The math teacher recalled how his Cal State Fullerton professors helped him to be successful in his classes.
“Dr. Friel and Dr. Gannon, in particular, understood my schedule of working and being a family man, and they worked with me around my schedule if I was unable to attend office hours for questions I had,” Calavitta said. (James O. Friel is an emeritus professor of mathematics; and Gerald E. Gannon, professor of mathematics, still teaches full time.)
Calavitta also speaks highly about Stephen W. Goode, professor of mathematics, his mentor.
“Dr. Goode totally inspired me,” Calavitta said. “The impact he had on me was great with regard to my mathematics education for my master’s degree. His standard for excellence never wavered. He challenged me to become the best I could be — and he inspired all of his students to always give their best, which is what I do with my students here.”
“He also made himself available whenever his students had a question. I personally met with him every single day I was on campus and in his class for an entire semester. He never made me feel unwelcomed.”
What Goode, a faculty member since January 1984, recollected about his former student was his perseverance.
“I remember Sam as being an extremely well-motivated and tenacious student with a very strong work ethic,” Goode said. “As I recall, at the time, Sam was already a full-time high school teacher, and during the semester that he was in my classes, his wife gave birth to their fifth child. Nevertheless, not once during the semester did Sam expect any special treatment for the situation that he found himself in.”
Goode often gave Calavitta guidance: “My advice to Sam was mostly related to what topics from the undergraduate mathematics curriculum he needed to refresh in order to succeed in our graduate program. He followed this advice to the letter, and subsequently quickly developed into one of the top students in the program.”
Today, Goode continues to give his students the same advice.
“At the undergraduate level, I always advise students to take as many of our theoretical courses as possible. Even though they will not be teaching the specific content in those courses as high school teachers, it really helps them to put the topics that they will be teaching into context. Our teaching concentration is well structured in this respect,” Goode said.
Preparing for College
Fairmont’s Advanced Math program allows students to take college-level courses to earn transferrable college credits through a special high school honors program managed by Cal State Fullerton University Extended Education and administered by the Math Department.
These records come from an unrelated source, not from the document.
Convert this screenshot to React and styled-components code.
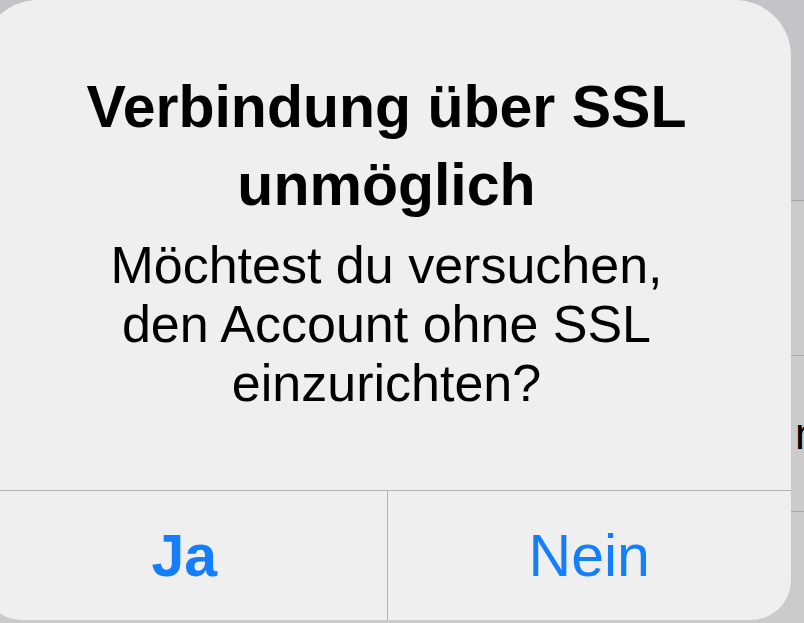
import styled, { createGlobalStyle } from "styled-components"

const GlobalStyle = createGlobalStyle`
body {
  margin: 0;
  background: #cbcbcb;
  overflow: hidden;
  font-family: "Liberation Sans", Arial, sans-serif;
}
`;

const Screen = styled.div`
position: relative;
width: 804px;
height: 623px;
overflow: hidden;
background: #cbcbcb;
`;

const Backdrop = styled.div`
display: flex;
flex-direction: column;
`;

const Header = styled.div`
height: 200px;
background: #c4c4c8;
border-bottom: 1px solid #a3a3a7;
`;

const Row = styled.div`
height: ${props => props.h}px;
display: flex;
align-items: center;
padding-left: 795px;
border-bottom: 1px solid #a9a9a9;
font-size: 44px;
color: #000;
white-space: nowrap;
`;

const Dialog = styled.div`
position: absolute;
left: -18px;
top: 0;
width: 809px;
height: 620px;
background: #efeff0;
border-radius: 56px 56px 40px 40px;
display: flex;
flex-direction: column;
overflow: hidden;
`;

const Content = styled.div`
flex: 1;
padding: 68px 90px 0;
text-align: center;
color: #000;
`;

const Title = styled.h1`
margin: 0;
font-size: 59px;
line-height: 78px;
font-weight: 700;
`;

const Message = styled.p`
margin: 12px 0 0;
font-size: 52px;
line-height: 59px;
font-weight: 400;
`;

const Actions = styled.div`
height: 129px;
display: grid;
grid-template-columns: 1fr 1fr;
border-top: 1px solid #b3b3b7;
`;

const Action = styled.button`
border: none;
background: transparent;
padding: 0;
font-family: inherit;
font-size: 59px;
font-weight: ${props => props.bold ? 700 : 400};
color: #147efb;
display: flex;
align-items: center;
justify-content: center;
border-left: ${props => props.divider ? "1px solid #b3b3b7" : "none"};
cursor: pointer;
`;

const App = () => {
    return (
        <Screen>
            <GlobalStyle />
            <Backdrop>
                <Header />
                <Row h={154} />
                <Row h={155}>n</Row>
            </Backdrop>
            <Dialog>
                <Content>
                    <Title>Verbindung über SSL unmöglich</Title>
                    <Message>Möchtest du versuchen, den Account ohne SSL einzurichten?</Message>
                </Content>
                <Actions>
                    <Action bold>Ja</Action>
                    <Action divider>Nein</Action>
                </Actions>
            </Dialog>
        </Screen>
    )
}

export default App
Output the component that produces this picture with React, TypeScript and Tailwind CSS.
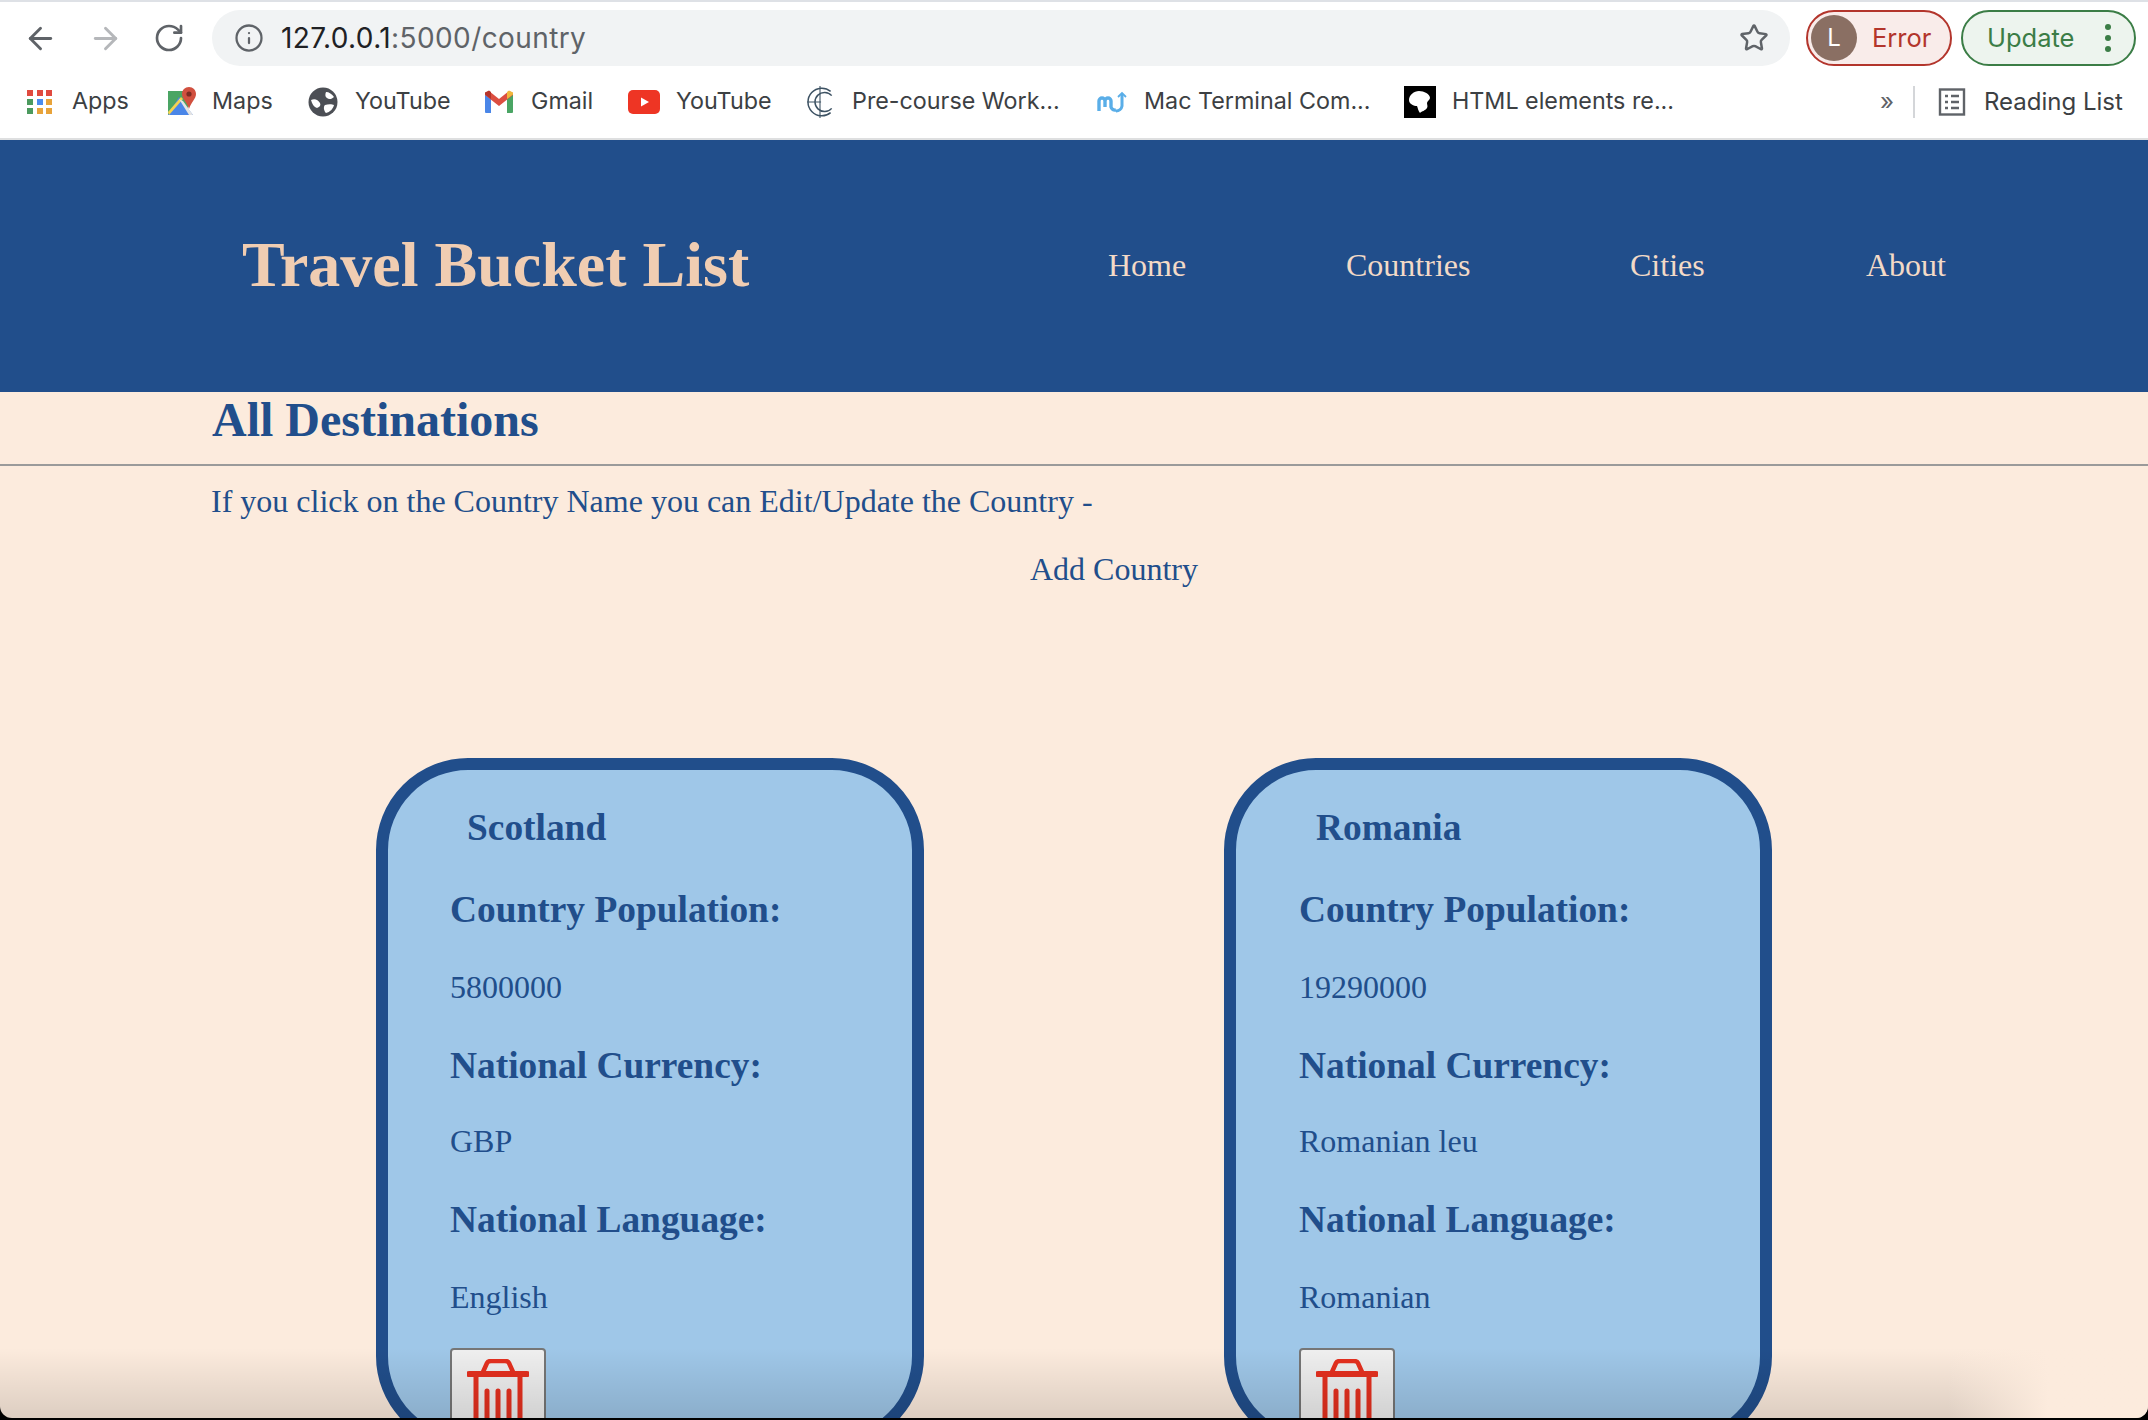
import React from 'react';
import { ArrowLeft, ArrowRight, RotateCw, Info, Star } from 'lucide-react';

const NAV_LINKS = [
    { label: 'Home', width: 'w-[238px]' },
    { label: 'Countries', width: 'w-[284px]' },
    { label: 'Cities', width: 'w-[236px]' },
    { label: 'About', width: 'w-[80px]' },
];

const COUNTRIES = [
    { name: 'Scotland', population: '5800000', currency: 'GBP', language: 'English', pad: 'pl-[62px]', indent: 'pl-[17px]' },
    { name: 'Romania', population: '19290000', currency: 'Romanian leu', language: 'Romanian', pad: 'pl-[63px]', indent: 'pl-[17px]' },
];

const AppsIcon = () => {
    const colors = ['bg-[#e04a3f]', 'bg-[#e04a3f]', 'bg-[#e04a3f]', 'bg-[#4c9a5e]', 'bg-[#4a8cf0]', 'bg-[#e8a33a]', 'bg-[#4c9a5e]', 'bg-[#e8a33a]', 'bg-[#e8a33a]'];
    return (
        <div className="grid grid-cols-3 gap-[3px] w-[26px] ml-[1px]">
            {colors.map((c, i) => <div key={i} className={`w-[6px] h-[6px] ${c}`} />)}
        </div>
    );
};

const MapsIcon = () => (
    <svg width="30" height="30" viewBox="0 0 30 30">
        <path d="M1 4h20v24H1z" fill="#4aa564" />
        <path d="M1 28 L12 10 L26 28z" fill="#4a86e8" />
        <path d="M1 25 L14 10 L16 12 L2 28z" fill="#f5d34f" />
        <path d="M16 14 L26 28 H22 L12 12z" fill="#e4e4e4" />
        <path d="M22 0c-4 0-7 3-7 7 0 5 5 8 7 15 2-7 7-10 7-15 0-4-3-7-7-7z" fill="#d1503f" />
        <circle cx="22" cy="7" r="2.6" fill="#7d2b22" />
    </svg>
);

const GlobeIcon = () => (
    <svg width="30" height="30" viewBox="0 0 30 30">
        <circle cx="15" cy="15" r="14.5" fill="#4c4f55" />
        <path d="M3 13c4-2 7 0 9 3 1 2 0 4-3 5-3-1-5-4-6-8zM18 5c3 0 6 2 8 5-2 2-5 3-7 1-2-1-2-4-1-6zM17 18c3-1 7-1 9 0-1 4-4 7-8 8-2-2-3-6-1-8z" fill="#fff" />
    </svg>
);

const GmailIcon = () => (
    <svg width="30" height="24" viewBox="0 0 30 24">
        <path d="M1 3v19a1 1 0 0 0 1 1h5V9z" fill="#4a86e8" />
        <path d="M29 3v19a1 1 0 0 1-1 1h-5V9z" fill="#4aa564" />
        <path d="M1 5 L15 16 L29 5 V3 L25 1 L15 9 L5 1 L1 3z" fill="#dc4e41" />
        <path d="M23 9 L29 4.5 V2.5 L25 .5 L23 2z" fill="#f0b73c" />
        <path d="M7 9 L1 4.5 V2.5 L5 .5 L7 2z" fill="#b5342a" />
    </svg>
);

const YoutubeIcon = () => (
    <svg width="32" height="24" viewBox="0 0 32 24">
        <rect width="32" height="24" rx="5" fill="#ee3524" />
        <path d="M13 7.5 L21 12 L13 16.5z" fill="#fff" />
    </svg>
);

const CourseIcon = () => (
    <svg width="30" height="34" viewBox="0 0 28 32" fill="none" stroke="#3d5263" strokeWidth="1.4">
        <path d="M24 6a13 13 0 1 0 0 20" />
        <path d="M25 10a9 9 0 1 0 0 12" />
        <path d="M14 1v30M2 16h13" strokeWidth="1" />
    </svg>
);

const TerminalIcon = () => (
    <svg width="30" height="22" viewBox="0 0 30 22" fill="none" stroke="#5aaee8" strokeWidth="3.4">
        <path d="M2 20V10a3 3 0 0 1 6 0v6M8 10a3 3 0 0 1 6 0v6a4 4 0 0 0 5 3" />
        <path d="M19 20a6 6 0 0 0 6-5V3" strokeWidth="3" />
        <path d="M21 6l4-4 4 4" strokeWidth="1.8" />
    </svg>
);

const MdnIcon = () => (
    <svg width="32" height="32" viewBox="0 0 32 32">
        <rect width="32" height="32" fill="#000" />
        <path d="M5 14c0-5 5-9 10-9 5 0 11 3 11 7 0 2-3 3-3 5 0 2 1 3 0 5-2 3-5 3-7 5-2-2-2-5-3-7-3 0-8-2-8-6z" fill="#fff" />
    </svg>
);

const ReadingListIcon = () => (
    <svg width="28" height="28" viewBox="0 0 28 28" fill="none" stroke="#5f6368" strokeWidth="2.4">
        <rect x="2" y="1.5" width="24" height="25" />
        <path d="M7 8h3M13 8h8M7 14h3M13 14h8M7 20h3M13 20h8" />
    </svg>
);

const TrashIcon = () => (
    <svg width="62" height="74" viewBox="0 0 62 74" fill="none" stroke="#e5301f">
        <path d="M16 13 L20 4 Q21 2 24 2 H38 Q41 2 42 4 L46 13" strokeWidth="4.5" />
        <path d="M2 15 H60" strokeWidth="6" strokeLinecap="round" />
        <path d="M9 15 V70 H53 V15" strokeWidth="5" />
        <path d="M20 32 V62 M31 32 V62 M42 32 V62" strokeWidth="5" strokeLinecap="round" />
    </svg>
);

const Bookmark: React.FC<{ icon: React.ReactNode; label: string; iconWidth: string; width: string }> = ({ icon, label, iconWidth, width }) => (
    <div className={`flex items-center shrink-0 ${width}`}>
        <div className={`flex justify-start shrink-0 ${iconWidth}`}>{icon}</div>
        <span className="whitespace-nowrap">{label}</span>
    </div>
);

const CountryCard: React.FC<{ country: typeof COUNTRIES[number] }> = ({ country }) => (
    <div className={`w-[548px] h-[690px] shrink-0 border-[12px] border-[#214e8b] rounded-[92px] bg-[#9fc7e8] pt-[28px] text-[#214e8b] ${country.pad}`}>
        <h2 className={`text-[37.4px] leading-[60px] font-bold ${country.indent}`}>{country.name}</h2>
        <h3 className="text-[37.4px] leading-[44px] font-bold mt-[30px]">Country Population:</h3>
        <p className="text-[32px] leading-[40px] mt-[35px]">{country.population}</p>
        <h3 className="text-[37.4px] leading-[44px] font-bold mt-[37px]">National Currency:</h3>
        <p className="text-[32px] leading-[40px] mt-[33px]">{country.currency}</p>
        <h3 className="text-[37.4px] leading-[44px] font-bold mt-[37px]">National Language:</h3>
        <p className="text-[32px] leading-[40px] mt-[35px]">{country.language}</p>
        <button className="block w-[96px] h-[90px] mt-[31px] bg-[#efefef] border-2 border-[#767676] rounded-[4px] pt-[6px] pl-[15px]">
            <TrashIcon />
        </button>
    </div>
);

const App: React.FC = () => {
    return (
        <div className="relative w-[2148px] h-[1420px] overflow-hidden bg-black font-['Liberation_Serif',serif]">
            <div className="relative h-[1418px] overflow-hidden rounded-b-[12px] bg-[#fcebdd]">
                {/* browser chrome */}
                <div className="h-[140px] bg-white border-b-2 border-[#dedfe0] border-t-2 border-t-[#dee1e6] font-['Inter',sans-serif] text-[#3c4043]">
                    <div className="h-[64px] flex items-center pt-[8px]">
                        <div className="w-[212px] flex items-center pl-[23px] gap-[30px]">
                            <ArrowLeft size={35} strokeWidth={2} className="text-[#5f6368]" />
                            <ArrowRight size={35} strokeWidth={2} className="text-[#b5b7ba]" />
                            <RotateCw size={32} strokeWidth={2} className="text-[#5f6368]" />
                        </div>
                        <div className="w-[1578px] h-[56px] rounded-[28px] bg-[#f1f3f4] flex items-center pl-[22px] pr-[21px]">
                            <Info size={30} strokeWidth={1.8} className="text-[#5f6368]" />
                            <span className="ml-[17px] text-[28px] tracking-[0.4px] text-[#202124]">127.0.0.1<span className="text-[#5f6368]">:5000/country</span></span>
                            <Star size={30} strokeWidth={2} className="ml-auto text-[#5f6368]" />
                        </div>
                        <div className="ml-[16px] w-[146px] h-[56px] rounded-[28px] border-2 border-[#b3352c] bg-[#f9ecea] flex items-center pl-[3px] text-[#b3352c] text-[25.5px]">
                            <div className="w-[46px] h-[46px] rounded-full bg-[#8a6f63] text-white flex items-center justify-center text-[24px]">L</div>
                            <span className="ml-[15px] pt-[1px]">Error</span>
                        </div>
                        <div className="ml-[9px] w-[175px] h-[56px] rounded-[28px] border-2 border-[#3b7d46] bg-[#edf4ee] flex items-center pl-[24px] text-[#3b7d46] text-[25.5px]">
                            <span className="pt-[1px]">Update</span>
                            <div className="ml-[31px] flex flex-col gap-[5px]">
                                <div className="w-[6px] h-[6px] rounded-full bg-[#3b7d46]" />
                                <div className="w-[6px] h-[6px] rounded-full bg-[#3b7d46]" />
                                <div className="w-[6px] h-[6px] rounded-full bg-[#3b7d46]" />
                            </div>
                        </div>
                    </div>
                    <div className="h-[70px] flex items-center pl-[26px] text-[23.3px] pt-[1px]">
                        <Bookmark icon={<AppsIcon />} label="Apps" iconWidth="w-[46px]" width="w-[141px]" />
                        <Bookmark icon={<MapsIcon />} label="Maps" iconWidth="w-[45px]" width="w-[141px]" />
                        <Bookmark icon={<GlobeIcon />} label="YouTube" iconWidth="w-[47px]" width="w-[176px]" />
                        <Bookmark icon={<GmailIcon />} label="Gmail" iconWidth="w-[47px]" width="w-[144px]" />
                        <Bookmark icon={<YoutubeIcon />} label="YouTube" iconWidth="w-[48px]" width="w-[177px]" />
                        <Bookmark icon={<CourseIcon />} label="Pre-course Work..." iconWidth="w-[47px]" width="w-[292px]" />
                        <Bookmark icon={<TerminalIcon />} label="Mac Terminal Com..." iconWidth="w-[47px]" width="w-[307px]" />
                        <Bookmark icon={<MdnIcon />} label="HTML elements re..." iconWidth="w-[48px]" width="w-[476px]" />
                        <span className="w-[33px] text-[24px] text-[#5f6368]">»</span>
                        <div className="w-[2px] h-[32px] bg-[#d4d6d9] mr-[23px]" />
                        <ReadingListIcon />
                        <span className="ml-[18px] text-[24px] whitespace-nowrap">Reading List</span>
                    </div>
                </div>

                {/* site header */}
                <header className="h-[252px] bg-[#214e8b] flex items-center pl-[242px] pb-[2px]">
                    <h1 className="w-[866px] text-[64px] font-bold text-[#f0cdb2] whitespace-nowrap">Travel Bucket List</h1>
                    <nav className="flex text-[32px] text-[#f3dac7]">
                        {NAV_LINKS.map(link => (
                            <a key={link.label} className={link.width}>{link.label}</a>
                        ))}
                    </nav>
                </header>

                <main className="text-[#214e8b]">
                    <h1 className="pl-[212px] h-[74px] pt-[2px] text-[48px] leading-[52px] font-bold border-b-2 border-[#9a9a9a]">All Destinations</h1>
                    <p className="pl-[211px] mt-[15px] text-[32px] leading-[40px]">If you click on the Country Name you can Edit/Update the Country -</p>
                    <p className="pl-[1030px] mt-[28px] text-[32px] leading-[40px]">Add Country</p>
                    <div className="flex gap-[300px] pl-[376px] mt-[169px]">
                        {COUNTRIES.map(country => <CountryCard key={country.name} country={country} />)}
                    </div>
                </main>

                {/* dock shadow at the bottom of the window */}
                <div className="absolute left-0 right-0 bottom-0 h-[70px] bg-gradient-to-b from-transparent to-[#00000020] pointer-events-none" />
                <div className="absolute right-0 bottom-0 h-[70px] w-[200px] bg-gradient-to-r from-transparent to-[#fcebdd] to-50% pointer-events-none" />
            </div>
        </div>
    );
};

export default App;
“It is quite unheard of for high school students to reach such levels in high school, yet my students are excited to seize the opportunity that Cal State Fullerton has presented in my classes, as the students who satisfactorily complete these courses are awarded credit on a transferable college transcript,” Calavitta said. “The program has allowed the students to embrace college with great confidence and a clear leading edge on their peers in STEM (science, technology, engineering and mathematics) fields.”
The math focus reflects Cal State Fullerton’s heightened emphasis on increasing student interest in the STEM fields — one of the university’s initiatives for 2010-11.
For his top math students, who are well prepared to tackle the rigors of more advanced mathematics, Calavitta uses a college-level textbook, “Differential Equations and Linear Algebra” (2007 Pearson Education, third edition), by Goode and Scott Annin, Cal State Fullerton professor of mathematics.
“The textbook is comprehensive and yet extremely understandable. It does not surprise me that Dr. Goode would produce such a quality book, as he was the best math professor I have ever had,” Calavitta said. “In grad school he pushed us to become better than we ever thought we could be and he expected nothing less. I have never learned so much as I did in his graduate-level applied math class. In fact, in many ways, my teaching methods are reminiscent of how he conducted our classes in grad school.”